Up, Up and Away for Stocks,
But No Bank Stocks for Me
What a month December has been so far for the stock market. The Dow Jones Industrial Average is up 3.5% in the first two days of December—its biggest two-day rally since July.
What’s fueling the rise in stock prices? Several factors.
First and foremost, investors have nowhere else to park their cash. Who wants to buy bonds paying mediocre returns? Investors are staying away from real estate because it’s still considered to have the plague. Hence, stocks and gold are the only game in town for investors.
This morning, news comes that banks in one of my favorite countries in the world to visit, Italy, are seeing borrowing costs jump on concerns about Italy’s finances and debt situation. Problems persist in other euro countries like Greece, Ireland, Portugal and Spain.
All of a sudden, the stocks of major American corporations, some of which generate more sales each year than Greece’s or Ireland’s annual GDP, look attractive.
I’ve been telling my readers to buy stocks for months (actually, 20 months). And I still think it’s not too late.

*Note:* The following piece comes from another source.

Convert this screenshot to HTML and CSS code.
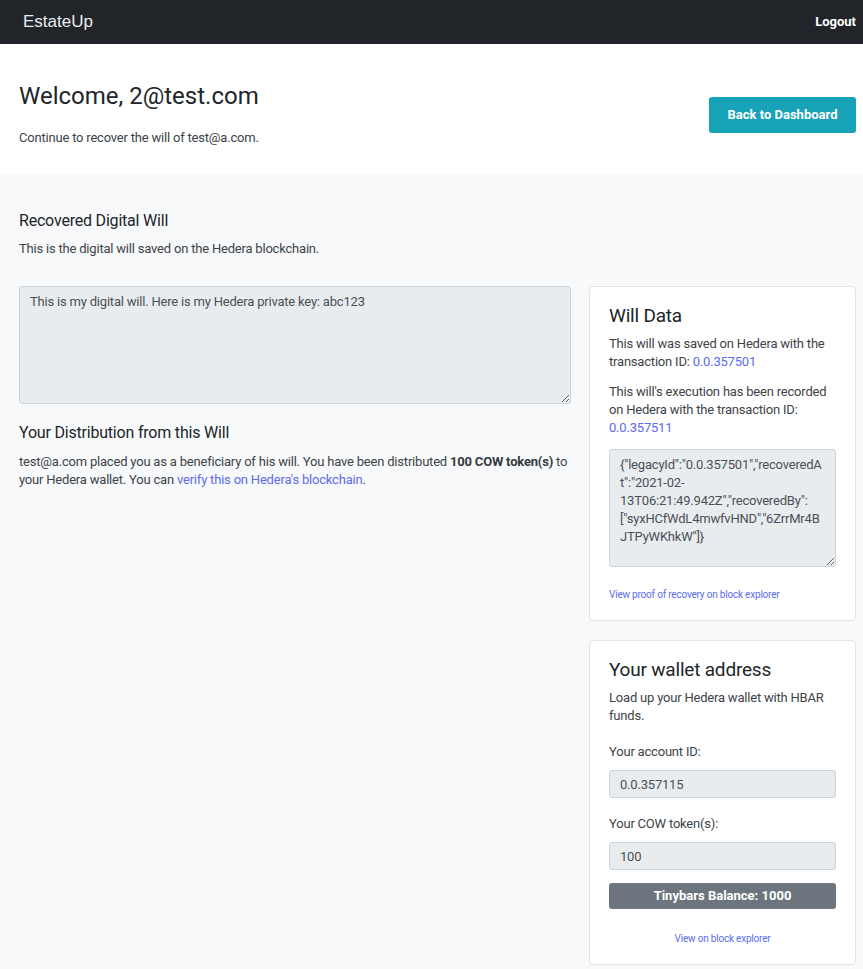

This morning, the Dow Jones Industrial Average opens only 89 points below its post-crash high of 11,451. Do I think the Dow Jones will march onto a new 52-week high? Yes. And we could see that action sooner than the majority of analysts expect.
Michael’s Personal Notes:
The Goldman Sachs Group, Inc. (NYSE/GS) said yesterday that bank stocks are a “buy,” singling out JPMorgan Chase & Co. (NYSE/JPM), Citigroup, Inc. (NYSE/C), and Bank of America Corporation (NYSE/BAC) as the top picks. The Dow Jones U.S. Bank Index jumped 3.3% on the news.
I disagree with Goldman. New, more stringent rules make investment banking profits harder to come by these days. The Dow Jones U.S. Bank Index is down 63% since the boom days of 2007, a big laggard compared to other sectors like retail that have rebounded nicely from their recession low.
The government still has plenty of stock in Citigroup to sell and the mortgage fiasco continues. Imagine being Bank of America and having a slew of defaulted mortgages you want to foreclose on, but you can’t because state governments say that you didn’t cross the t’s in your paperwork.
The banks still face real problems in the U.S. As for Canadian banks, their stock prices have risen too high, while their profits have not kept up with their rising stock prices.
I’d stay away from the banks for now. But who am I compared to Goldman Sachs to say?
Where the Market Stands:
The Dow Jones Industrial Average starts this morning up 8.9% for 2011. The bear market rally in stocks that started in March of 2009 continues.
What He Said:
“When I look around today, I see falling stock prices…I see falling house prices…and prices for retail goods stores declining. The media has it all wrong blaming (worrying about) inflation. In my opinion, the single biggest threat to the U.S. economy and to the Fed in 2008 is deflation. You can bet the Fed will expand the money supply and drop interest rates aggressively, as deflation starts to rear its ugly head.” Michael Lombardi in PROFIT CONFIDENTIAL, December 17, 2007. Michael was one of the first to warn of deflation. By late 2008, world economies were embedded in their worst state of deflation since the Great Depression.